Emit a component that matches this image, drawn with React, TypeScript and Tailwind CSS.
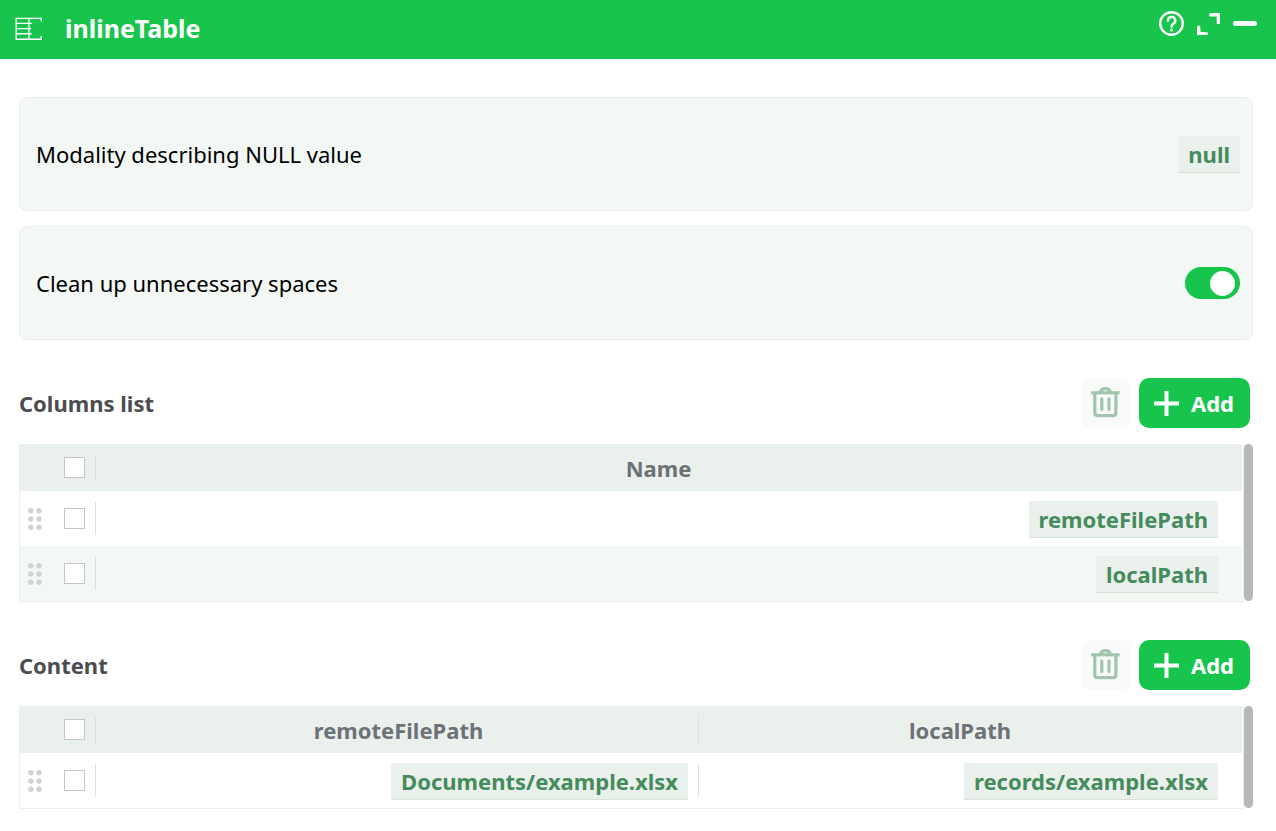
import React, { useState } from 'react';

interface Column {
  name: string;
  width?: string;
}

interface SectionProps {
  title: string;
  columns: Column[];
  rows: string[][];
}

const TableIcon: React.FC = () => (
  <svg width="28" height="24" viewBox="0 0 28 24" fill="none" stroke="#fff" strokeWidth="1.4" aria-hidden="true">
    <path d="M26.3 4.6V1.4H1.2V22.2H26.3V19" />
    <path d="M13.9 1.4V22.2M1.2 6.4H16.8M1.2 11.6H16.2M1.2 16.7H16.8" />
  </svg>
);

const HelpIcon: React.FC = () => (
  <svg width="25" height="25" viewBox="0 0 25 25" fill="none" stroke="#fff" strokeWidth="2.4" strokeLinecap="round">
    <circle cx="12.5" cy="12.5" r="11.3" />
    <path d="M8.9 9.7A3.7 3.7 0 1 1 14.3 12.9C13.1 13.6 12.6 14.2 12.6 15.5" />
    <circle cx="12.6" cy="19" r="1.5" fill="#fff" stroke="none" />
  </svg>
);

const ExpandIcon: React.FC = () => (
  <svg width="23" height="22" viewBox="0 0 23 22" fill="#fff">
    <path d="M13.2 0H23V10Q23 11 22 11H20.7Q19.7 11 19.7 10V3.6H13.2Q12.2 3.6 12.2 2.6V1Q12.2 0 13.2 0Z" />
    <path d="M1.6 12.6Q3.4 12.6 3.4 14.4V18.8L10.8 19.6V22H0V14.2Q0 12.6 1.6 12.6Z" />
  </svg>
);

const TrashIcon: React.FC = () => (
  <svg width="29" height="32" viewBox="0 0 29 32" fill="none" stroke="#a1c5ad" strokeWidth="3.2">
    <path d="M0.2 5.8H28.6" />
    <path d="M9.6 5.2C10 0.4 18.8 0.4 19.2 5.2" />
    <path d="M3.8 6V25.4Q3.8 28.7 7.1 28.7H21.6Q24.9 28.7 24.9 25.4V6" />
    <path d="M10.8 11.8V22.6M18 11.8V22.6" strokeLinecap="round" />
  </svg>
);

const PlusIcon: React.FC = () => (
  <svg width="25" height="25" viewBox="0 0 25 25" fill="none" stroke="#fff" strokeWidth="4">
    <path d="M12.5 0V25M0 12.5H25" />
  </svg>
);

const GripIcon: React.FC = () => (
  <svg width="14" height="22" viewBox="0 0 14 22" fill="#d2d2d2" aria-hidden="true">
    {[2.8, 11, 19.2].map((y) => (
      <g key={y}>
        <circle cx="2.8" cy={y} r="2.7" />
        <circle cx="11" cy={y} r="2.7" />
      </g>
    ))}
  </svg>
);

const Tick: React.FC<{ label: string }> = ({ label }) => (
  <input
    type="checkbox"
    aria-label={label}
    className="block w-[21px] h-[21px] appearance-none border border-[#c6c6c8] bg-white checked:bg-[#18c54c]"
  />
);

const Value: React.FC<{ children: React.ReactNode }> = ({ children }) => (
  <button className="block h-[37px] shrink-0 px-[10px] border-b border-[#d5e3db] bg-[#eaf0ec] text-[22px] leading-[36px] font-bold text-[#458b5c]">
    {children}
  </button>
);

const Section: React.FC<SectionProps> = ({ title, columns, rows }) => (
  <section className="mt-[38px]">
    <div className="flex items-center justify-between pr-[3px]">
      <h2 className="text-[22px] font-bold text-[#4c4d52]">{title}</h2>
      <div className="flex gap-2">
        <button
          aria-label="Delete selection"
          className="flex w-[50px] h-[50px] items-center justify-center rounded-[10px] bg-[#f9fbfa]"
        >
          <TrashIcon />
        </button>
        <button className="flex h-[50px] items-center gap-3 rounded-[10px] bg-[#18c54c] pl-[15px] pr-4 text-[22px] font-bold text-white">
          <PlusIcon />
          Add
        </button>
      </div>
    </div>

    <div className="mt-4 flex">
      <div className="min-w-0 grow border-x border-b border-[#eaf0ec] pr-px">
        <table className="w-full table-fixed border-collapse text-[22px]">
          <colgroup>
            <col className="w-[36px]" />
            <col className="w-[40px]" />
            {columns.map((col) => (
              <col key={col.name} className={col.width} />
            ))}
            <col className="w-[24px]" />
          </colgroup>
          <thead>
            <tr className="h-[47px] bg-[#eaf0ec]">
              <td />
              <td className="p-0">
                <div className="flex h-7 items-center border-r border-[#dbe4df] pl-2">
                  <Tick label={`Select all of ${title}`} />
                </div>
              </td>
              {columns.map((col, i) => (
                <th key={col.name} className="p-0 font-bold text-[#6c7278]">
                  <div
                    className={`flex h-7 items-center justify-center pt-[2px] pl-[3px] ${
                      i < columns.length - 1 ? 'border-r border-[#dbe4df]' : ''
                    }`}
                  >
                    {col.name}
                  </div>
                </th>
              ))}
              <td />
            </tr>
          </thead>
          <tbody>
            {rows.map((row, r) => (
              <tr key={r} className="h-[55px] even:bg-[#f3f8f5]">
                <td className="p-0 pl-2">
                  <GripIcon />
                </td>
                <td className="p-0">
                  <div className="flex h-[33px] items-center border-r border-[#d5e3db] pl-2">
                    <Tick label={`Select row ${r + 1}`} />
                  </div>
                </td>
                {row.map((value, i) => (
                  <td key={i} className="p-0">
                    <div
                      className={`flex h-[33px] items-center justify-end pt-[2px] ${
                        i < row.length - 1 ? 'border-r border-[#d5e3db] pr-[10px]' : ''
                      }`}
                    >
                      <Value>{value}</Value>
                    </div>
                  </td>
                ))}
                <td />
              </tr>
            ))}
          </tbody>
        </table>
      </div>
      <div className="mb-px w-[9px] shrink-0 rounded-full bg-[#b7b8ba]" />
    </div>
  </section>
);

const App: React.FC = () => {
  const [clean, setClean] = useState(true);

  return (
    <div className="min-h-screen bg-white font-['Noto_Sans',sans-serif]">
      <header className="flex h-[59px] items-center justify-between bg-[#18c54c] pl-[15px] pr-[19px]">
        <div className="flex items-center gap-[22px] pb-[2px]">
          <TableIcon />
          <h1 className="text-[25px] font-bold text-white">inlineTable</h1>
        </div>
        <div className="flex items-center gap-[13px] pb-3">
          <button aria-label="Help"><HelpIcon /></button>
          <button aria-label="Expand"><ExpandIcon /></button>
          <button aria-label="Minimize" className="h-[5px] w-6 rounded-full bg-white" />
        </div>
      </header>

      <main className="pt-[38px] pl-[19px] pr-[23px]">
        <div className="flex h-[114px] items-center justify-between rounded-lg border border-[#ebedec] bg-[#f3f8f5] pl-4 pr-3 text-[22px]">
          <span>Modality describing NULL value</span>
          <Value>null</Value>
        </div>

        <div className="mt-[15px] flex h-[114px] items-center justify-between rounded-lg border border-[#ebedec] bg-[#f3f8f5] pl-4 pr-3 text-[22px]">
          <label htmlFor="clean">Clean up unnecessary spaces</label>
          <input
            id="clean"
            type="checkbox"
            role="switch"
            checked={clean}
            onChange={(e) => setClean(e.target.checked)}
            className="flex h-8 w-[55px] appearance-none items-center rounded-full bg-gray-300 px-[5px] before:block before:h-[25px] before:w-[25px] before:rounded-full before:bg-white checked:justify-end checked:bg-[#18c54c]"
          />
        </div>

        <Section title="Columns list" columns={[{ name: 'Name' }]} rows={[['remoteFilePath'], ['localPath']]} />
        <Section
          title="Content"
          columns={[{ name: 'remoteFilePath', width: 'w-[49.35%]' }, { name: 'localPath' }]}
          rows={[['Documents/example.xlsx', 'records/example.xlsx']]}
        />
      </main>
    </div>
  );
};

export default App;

--- Problem statement ---
Collect from the data above every line that includes "React".

--- Exercise answer ---
Emit a component that matches this image, drawn with React, TypeScript and Tailwind CSS.
import React, { useState } from 'react';
const TableIcon: React.FC = () => (
const HelpIcon: React.FC = () => (
const ExpandIcon: React.FC = () => (
const TrashIcon: React.FC = () => (
const PlusIcon: React.FC = () => (
const GripIcon: React.FC = () => (
const Tick: React.FC<{ label: string }> = ({ label }) => (
const Value: React.FC<{ children: React.ReactNode }> = ({ children }) => (
const Section: React.FC<SectionProps> = ({ title, columns, rows }) => (
const App: React.FC = () => {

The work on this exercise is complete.